Le Journal de Paris du 24 décembre 1790 relate que Jean Bernard-Henri Wagner est l’un de ceux qui ont amené les tournebroches à leur perfection et ont généralisé l’emploi de ceux en fer ou en cuivre. Cet horloger parisien n’est autre que le fondateur de la Maison Wagner, au sujet de laquelle le rapporteur de l’Exposition des produits de l’industrie de 1884 à Paris écrit: «Le nom de Wagner est à la grosse horlogerie ce que les noms de Berthoud et de Breguet sont à l’horlogerie de précision.»

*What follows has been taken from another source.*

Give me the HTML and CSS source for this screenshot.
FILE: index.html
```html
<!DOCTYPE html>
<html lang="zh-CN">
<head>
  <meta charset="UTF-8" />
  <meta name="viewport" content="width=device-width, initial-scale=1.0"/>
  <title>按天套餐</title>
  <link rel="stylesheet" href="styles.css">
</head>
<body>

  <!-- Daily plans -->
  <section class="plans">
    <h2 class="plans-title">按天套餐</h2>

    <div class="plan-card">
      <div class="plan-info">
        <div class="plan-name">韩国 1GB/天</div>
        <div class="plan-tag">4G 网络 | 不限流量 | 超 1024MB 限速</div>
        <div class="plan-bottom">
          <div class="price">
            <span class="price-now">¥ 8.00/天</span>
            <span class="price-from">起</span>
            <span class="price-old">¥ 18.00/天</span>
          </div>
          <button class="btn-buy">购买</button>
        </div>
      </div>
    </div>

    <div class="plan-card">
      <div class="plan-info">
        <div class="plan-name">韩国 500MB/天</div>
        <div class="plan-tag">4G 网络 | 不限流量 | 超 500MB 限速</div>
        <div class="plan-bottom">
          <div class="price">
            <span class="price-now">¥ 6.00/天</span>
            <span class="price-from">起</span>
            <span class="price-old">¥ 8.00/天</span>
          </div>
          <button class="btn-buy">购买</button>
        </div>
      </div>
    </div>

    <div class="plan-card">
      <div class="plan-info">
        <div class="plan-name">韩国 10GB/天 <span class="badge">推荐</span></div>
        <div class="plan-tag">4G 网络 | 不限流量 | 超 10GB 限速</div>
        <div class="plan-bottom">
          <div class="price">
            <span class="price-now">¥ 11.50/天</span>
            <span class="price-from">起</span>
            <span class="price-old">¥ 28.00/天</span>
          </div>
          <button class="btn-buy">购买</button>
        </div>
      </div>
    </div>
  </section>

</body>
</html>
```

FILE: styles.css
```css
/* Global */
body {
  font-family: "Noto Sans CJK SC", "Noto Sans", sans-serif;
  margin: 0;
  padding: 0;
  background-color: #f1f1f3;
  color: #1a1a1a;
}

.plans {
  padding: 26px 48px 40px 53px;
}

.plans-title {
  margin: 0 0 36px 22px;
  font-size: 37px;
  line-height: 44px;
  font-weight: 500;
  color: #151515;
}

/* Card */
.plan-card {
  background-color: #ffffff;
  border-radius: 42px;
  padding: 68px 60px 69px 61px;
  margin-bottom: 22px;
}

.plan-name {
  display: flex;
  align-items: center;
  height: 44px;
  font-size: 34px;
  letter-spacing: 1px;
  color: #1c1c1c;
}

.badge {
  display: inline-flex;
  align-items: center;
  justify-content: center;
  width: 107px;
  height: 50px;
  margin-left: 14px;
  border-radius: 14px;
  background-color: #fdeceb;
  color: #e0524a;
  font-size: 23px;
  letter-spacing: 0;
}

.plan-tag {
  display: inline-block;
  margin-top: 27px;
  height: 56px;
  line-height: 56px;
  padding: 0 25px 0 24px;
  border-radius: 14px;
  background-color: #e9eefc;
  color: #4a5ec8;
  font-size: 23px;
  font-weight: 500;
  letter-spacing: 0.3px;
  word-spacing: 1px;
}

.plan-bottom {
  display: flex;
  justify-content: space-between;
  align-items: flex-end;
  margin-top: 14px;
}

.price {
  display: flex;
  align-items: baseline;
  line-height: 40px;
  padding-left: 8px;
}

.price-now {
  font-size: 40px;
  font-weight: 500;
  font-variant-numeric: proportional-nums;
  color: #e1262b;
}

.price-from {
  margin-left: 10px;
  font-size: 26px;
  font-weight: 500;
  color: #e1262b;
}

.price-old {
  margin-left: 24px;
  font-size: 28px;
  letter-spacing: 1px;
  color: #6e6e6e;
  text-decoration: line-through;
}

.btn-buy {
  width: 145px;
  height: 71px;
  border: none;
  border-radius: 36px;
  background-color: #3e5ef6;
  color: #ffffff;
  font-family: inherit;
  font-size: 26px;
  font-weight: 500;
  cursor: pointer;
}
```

L’entreprise est reprise en 1852 par Armand-François Collin, qui en poursuit le développement. Afin de bénéficier du savoir-faire horloger de la main d’œuvre locale, moins onéreuse que celle de Paris, il ouvre un centre de production situé dans le Jura français. Là sont fabriqués de manière industrielle tout ce qui a trait à la mesure du temps mais aussi tournebroches à poids et à ressorts, monte-plats et autres miroirs aux alouettes mécaniques. Datant des années 1870, l’un des catalogues de la Maison présente, gravures à l’appui, toute une gamme de tournebroches à air chaud, à poids ou à ressort, accompagnés de leurs accessoires.

Du minuteur mécanique à la minuterie électronique

Au début du 20ème siècle, la rôtissoire perd sa place dans les offices suite à l’abandon des cheminées à feu ouvert au profit des cuisinières à bois ou à charbon. Le minuteur à mécanisme d’horlogerie, dérivé du réveil matin décompteur qui en 1847 valut un brevet d’invention à l’horloger Antoine Redier, contrôle durablement les temps de préparations culinaires aux côtés des réveils dits de cuisine.

Peu à peu, plaques de cuisson, rôtissoires et fours sont équipés de leur propre minuterie qui, d’électrique, devient électronique. Des anciens garde-temps horlogers, il ne reste plus guère aujourd’hui que le sablier apparu semble-t-il dans les cuisines au cours du 19ème siècle et qui est parfois encore utilisé de manière anecdotique pour maîtriser la difficile cuisson des œufs à la coque.